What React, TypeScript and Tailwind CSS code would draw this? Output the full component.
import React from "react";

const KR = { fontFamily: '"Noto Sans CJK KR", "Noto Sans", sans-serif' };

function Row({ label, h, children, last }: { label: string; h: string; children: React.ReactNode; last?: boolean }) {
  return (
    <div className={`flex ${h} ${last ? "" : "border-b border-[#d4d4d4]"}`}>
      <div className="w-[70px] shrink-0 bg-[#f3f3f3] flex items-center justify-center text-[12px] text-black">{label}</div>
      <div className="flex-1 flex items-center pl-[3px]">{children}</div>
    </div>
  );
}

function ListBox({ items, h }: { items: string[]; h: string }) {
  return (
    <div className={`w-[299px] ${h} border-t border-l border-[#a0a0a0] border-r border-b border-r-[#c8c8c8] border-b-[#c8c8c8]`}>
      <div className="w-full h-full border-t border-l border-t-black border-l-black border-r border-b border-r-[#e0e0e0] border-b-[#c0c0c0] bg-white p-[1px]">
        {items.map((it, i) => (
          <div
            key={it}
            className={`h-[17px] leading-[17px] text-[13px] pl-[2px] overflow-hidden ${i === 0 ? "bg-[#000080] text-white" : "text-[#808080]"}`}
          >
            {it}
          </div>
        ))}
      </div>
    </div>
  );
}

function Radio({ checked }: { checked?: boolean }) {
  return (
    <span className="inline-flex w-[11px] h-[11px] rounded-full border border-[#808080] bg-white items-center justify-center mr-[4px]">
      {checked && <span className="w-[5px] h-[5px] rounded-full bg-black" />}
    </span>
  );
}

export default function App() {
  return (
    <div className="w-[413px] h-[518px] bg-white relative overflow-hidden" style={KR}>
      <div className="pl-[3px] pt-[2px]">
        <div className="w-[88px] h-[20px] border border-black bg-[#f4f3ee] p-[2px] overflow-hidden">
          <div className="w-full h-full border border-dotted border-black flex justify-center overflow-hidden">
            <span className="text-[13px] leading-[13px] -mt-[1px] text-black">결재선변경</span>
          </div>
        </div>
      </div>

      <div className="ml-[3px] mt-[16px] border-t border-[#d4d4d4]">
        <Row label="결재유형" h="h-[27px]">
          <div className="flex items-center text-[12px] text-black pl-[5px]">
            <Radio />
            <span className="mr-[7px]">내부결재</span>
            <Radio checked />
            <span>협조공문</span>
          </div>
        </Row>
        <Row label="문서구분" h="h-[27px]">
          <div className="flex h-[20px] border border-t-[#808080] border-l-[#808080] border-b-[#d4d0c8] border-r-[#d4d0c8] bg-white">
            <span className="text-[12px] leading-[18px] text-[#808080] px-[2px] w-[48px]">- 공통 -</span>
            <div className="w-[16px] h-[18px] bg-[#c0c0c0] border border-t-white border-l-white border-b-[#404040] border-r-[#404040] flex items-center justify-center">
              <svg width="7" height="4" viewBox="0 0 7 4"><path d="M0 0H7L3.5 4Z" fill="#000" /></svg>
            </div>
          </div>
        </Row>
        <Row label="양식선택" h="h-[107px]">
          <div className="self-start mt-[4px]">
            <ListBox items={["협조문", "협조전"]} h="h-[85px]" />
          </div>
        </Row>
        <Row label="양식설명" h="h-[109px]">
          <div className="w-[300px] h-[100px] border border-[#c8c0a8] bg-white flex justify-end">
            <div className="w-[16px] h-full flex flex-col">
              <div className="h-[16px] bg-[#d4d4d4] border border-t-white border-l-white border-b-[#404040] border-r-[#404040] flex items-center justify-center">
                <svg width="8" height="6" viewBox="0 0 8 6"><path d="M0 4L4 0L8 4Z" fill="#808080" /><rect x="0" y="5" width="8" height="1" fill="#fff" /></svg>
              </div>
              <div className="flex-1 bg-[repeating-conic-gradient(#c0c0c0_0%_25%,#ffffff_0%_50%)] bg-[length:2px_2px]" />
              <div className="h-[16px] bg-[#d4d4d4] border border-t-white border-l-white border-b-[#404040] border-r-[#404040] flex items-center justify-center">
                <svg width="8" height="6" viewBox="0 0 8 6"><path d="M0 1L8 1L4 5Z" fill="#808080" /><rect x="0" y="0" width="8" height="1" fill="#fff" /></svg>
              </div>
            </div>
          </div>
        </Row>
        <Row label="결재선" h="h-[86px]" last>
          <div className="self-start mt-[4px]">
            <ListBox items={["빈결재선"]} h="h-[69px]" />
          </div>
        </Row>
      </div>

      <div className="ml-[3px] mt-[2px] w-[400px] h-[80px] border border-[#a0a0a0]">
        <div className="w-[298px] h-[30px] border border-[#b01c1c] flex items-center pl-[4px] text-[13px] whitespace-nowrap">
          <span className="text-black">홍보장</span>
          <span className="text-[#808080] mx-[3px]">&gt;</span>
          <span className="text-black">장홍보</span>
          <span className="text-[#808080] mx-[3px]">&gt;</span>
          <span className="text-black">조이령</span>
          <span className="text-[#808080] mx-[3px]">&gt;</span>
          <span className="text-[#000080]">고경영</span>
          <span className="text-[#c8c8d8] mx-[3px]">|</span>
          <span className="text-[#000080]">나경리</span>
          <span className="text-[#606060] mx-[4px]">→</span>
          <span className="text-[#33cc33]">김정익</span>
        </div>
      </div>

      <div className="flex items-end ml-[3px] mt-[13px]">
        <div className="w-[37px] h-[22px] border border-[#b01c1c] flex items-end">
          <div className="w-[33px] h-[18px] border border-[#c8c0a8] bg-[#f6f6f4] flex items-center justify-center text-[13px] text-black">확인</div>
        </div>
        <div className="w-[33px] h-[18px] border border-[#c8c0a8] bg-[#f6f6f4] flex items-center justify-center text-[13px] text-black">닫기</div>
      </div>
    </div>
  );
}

**Request:** Repeat the data precisely, line by line.

**Solution for this task:**
What React, TypeScript and Tailwind CSS code would draw this? Output the full component.
import React from "react";

const KR = { fontFamily: '"Noto Sans CJK KR", "Noto Sans", sans-serif' };

function Row({ label, h, children, last }: { label: string; h: string; children: React.ReactNode; last?: boolean }) {
  return (
    <div className={`flex ${h} ${last ? "" : "border-b border-[#d4d4d4]"}`}>
      <div className="w-[70px] shrink-0 bg-[#f3f3f3] flex items-center justify-center text-[12px] text-black">{label}</div>
      <div className="flex-1 flex items-center pl-[3px]">{children}</div>
    </div>
  );
}

function ListBox({ items, h }: { items: string[]; h: string }) {
  return (
    <div className={`w-[299px] ${h} border-t border-l border-[#a0a0a0] border-r border-b border-r-[#c8c8c8] border-b-[#c8c8c8]`}>
      <div className="w-full h-full border-t border-l border-t-black border-l-black border-r border-b border-r-[#e0e0e0] border-b-[#c0c0c0] bg-white p-[1px]">
        {items.map((it, i) => (
          <div
            key={it}
            className={`h-[17px] leading-[17px] text-[13px] pl-[2px] overflow-hidden ${i === 0 ? "bg-[#000080] text-white" : "text-[#808080]"}`}
          >
            {it}
          </div>
        ))}
      </div>
    </div>
  );
}

function Radio({ checked }: { checked?: boolean }) {
  return (
    <span className="inline-flex w-[11px] h-[11px] rounded-full border border-[#808080] bg-white items-center justify-center mr-[4px]">
      {checked && <span className="w-[5px] h-[5px] rounded-full bg-black" />}
    </span>
  );
}

export default function App() {
  return (
    <div className="w-[413px] h-[518px] bg-white relative overflow-hidden" style={KR}>
      <div className="pl-[3px] pt-[2px]">
        <div className="w-[88px] h-[20px] border border-black bg-[#f4f3ee] p-[2px] overflow-hidden">
          <div className="w-full h-full border border-dotted border-black flex justify-center overflow-hidden">
            <span className="text-[13px] leading-[13px] -mt-[1px] text-black">결재선변경</span>
          </div>
        </div>
      </div>

      <div className="ml-[3px] mt-[16px] border-t border-[#d4d4d4]">
        <Row label="결재유형" h="h-[27px]">
          <div className="flex items-center text-[12px] text-black pl-[5px]">
            <Radio />
            <span className="mr-[7px]">내부결재</span>
            <Radio checked />
            <span>협조공문</span>
          </div>
        </Row>
        <Row label="문서구분" h="h-[27px]">
          <div className="flex h-[20px] border border-t-[#808080] border-l-[#808080] border-b-[#d4d0c8] border-r-[#d4d0c8] bg-white">
            <span className="text-[12px] leading-[18px] text-[#808080] px-[2px] w-[48px]">- 공통 -</span>
            <div className="w-[16px] h-[18px] bg-[#c0c0c0] border border-t-white border-l-white border-b-[#404040] border-r-[#404040] flex items-center justify-center">
              <svg width="7" height="4" viewBox="0 0 7 4"><path d="M0 0H7L3.5 4Z" fill="#000" /></svg>
            </div>
          </div>
        </Row>
        <Row label="양식선택" h="h-[107px]">
          <div className="self-start mt-[4px]">
            <ListBox items={["협조문", "협조전"]} h="h-[85px]" />
          </div>
        </Row>
        <Row label="양식설명" h="h-[109px]">
          <div className="w-[300px] h-[100px] border border-[#c8c0a8] bg-white flex justify-end">
            <div className="w-[16px] h-full flex flex-col">
              <div className="h-[16px] bg-[#d4d4d4] border border-t-white border-l-white border-b-[#404040] border-r-[#404040] flex items-center justify-center">
                <svg width="8" height="6" viewBox="0 0 8 6"><path d="M0 4L4 0L8 4Z" fill="#808080" /><rect x="0" y="5" width="8" height="1" fill="#fff" /></svg>
              </div>
              <div className="flex-1 bg-[repeating-conic-gradient(#c0c0c0_0%_25%,#ffffff_0%_50%)] bg-[length:2px_2px]" />
              <div className="h-[16px] bg-[#d4d4d4] border border-t-white border-l-white border-b-[#404040] border-r-[#404040] flex items-center justify-center">
                <svg width="8" height="6" viewBox="0 0 8 6"><path d="M0 1L8 1L4 5Z" fill="#808080" /><rect x="0" y="0" width="8" height="1" fill="#fff" /></svg>
              </div>
            </div>
          </div>
        </Row>
        <Row label="결재선" h="h-[86px]" last>
          <div className="self-start mt-[4px]">
            <ListBox items={["빈결재선"]} h="h-[69px]" />
          </div>
        </Row>
      </div>

      <div className="ml-[3px] mt-[2px] w-[400px] h-[80px] border border-[#a0a0a0]">
        <div className="w-[298px] h-[30px] border border-[#b01c1c] flex items-center pl-[4px] text-[13px] whitespace-nowrap">
          <span className="text-black">홍보장</span>
          <span className="text-[#808080] mx-[3px]">&gt;</span>
          <span className="text-black">장홍보</span>
          <span className="text-[#808080] mx-[3px]">&gt;</span>
          <span className="text-black">조이령</span>
          <span className="text-[#808080] mx-[3px]">&gt;</span>
          <span className="text-[#000080]">고경영</span>
          <span className="text-[#c8c8d8] mx-[3px]">|</span>
          <span className="text-[#000080]">나경리</span>
          <span className="text-[#606060] mx-[4px]">→</span>
          <span className="text-[#33cc33]">김정익</span>
        </div>
      </div>

      <div className="flex items-end ml-[3px] mt-[13px]">
        <div className="w-[37px] h-[22px] border border-[#b01c1c] flex items-end">
          <div className="w-[33px] h-[18px] border border-[#c8c0a8] bg-[#f6f6f4] flex items-center justify-center text-[13px] text-black">확인</div>
        </div>
        <div className="w-[33px] h-[18px] border border-[#c8c0a8] bg-[#f6f6f4] flex items-center justify-center text-[13px] text-black">닫기</div>
      </div>
    </div>
  );
}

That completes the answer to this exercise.